Kemble Station is a Grade II listed building in the Cotswold local planning authority area, England. First listed on 27 February 1986. Station. 10 related planning applications.
Kemble Station
- WRENN ID
- tenth-span-nettle
- Grade
- II
- Local Planning Authority
- Cotswold
- Country
- England
- Date first listed
- 27 February 1986
- Type
- Station
- Source
- Historic England listing
Description
KEMBLE KEMBLE VILLAGE ST 9897 13/65 Kemble Station GV II Station, including main ticket office on east side, adjoining structure on east platform, platform buildings on west side and linking footbridge, on former G.W.R. Swindon to Gloucester line opened 1845. Station of 1882, in Tudor style. Main building on east side in coursed and dressed stone on offset plinth, bitumenised slate roof, 3 grouped diagonally set square flues on stone ridge stack, and 2 similar at east end. North front has gable at each end, continuing as projecting gabled wing on west side, alongside platform.
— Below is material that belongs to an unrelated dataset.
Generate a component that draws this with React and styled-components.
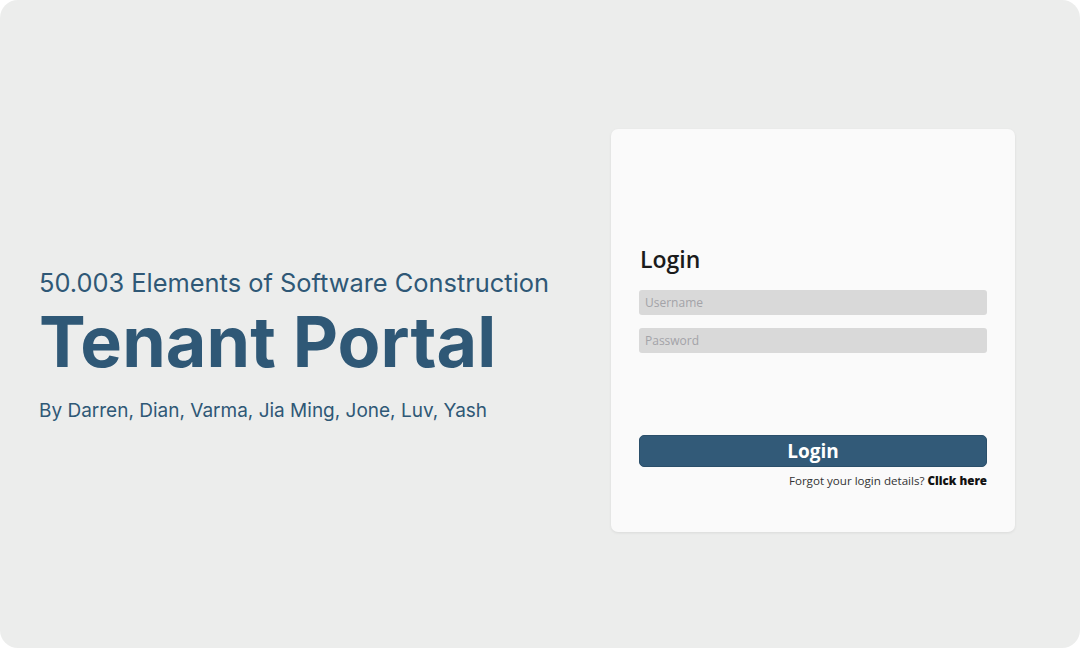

Gables are all coped with kneelers and splayed slit openings in flush surround. Wide, open stone Tudor archway at angle on east end leading to disused platform with half height 4-panel double doors with spikes. Wooden canopy across whole of north front, linking archway and gabled wing with dagger pattern bargeboard. Main station building has generally Tudor arched doorways in flush stone, and large chamfered stone window openings with mainly 2 or 3-light wooden mullion and transom windows, apparently mostly original. Behind building and linking it to platform is glazed-in walkway with boarded ceiling with cast iron structure. Glazed-in south side has X-braced open beam supported on decorative columns partially obscurea by infilling. Platforms on both side of line have coursed and dressed stone rear walls with scattered door and window openings in same style as main building. Sloping boarded canopy over platforms supported on cast iron structure with X-braced open beam along length carried on 9 unevenly spaced thin fluted columns with twisted decoration at base and flower capitals, with brackets pierced with trefoils supporting iron beams at right angles to main beam. Dagger pattern bargeboard along length of canopy on both sides. Several large original C19 wooden benches remain on both platforms. Stair from platform to footbridge across line at south end formed by interlaced X-bracing along sides with later pitched roof of corrugated iron. Apart from the loss of one small building behind main ticket office, this station is virtually complete as built, unaltered, and in a good state of preservation.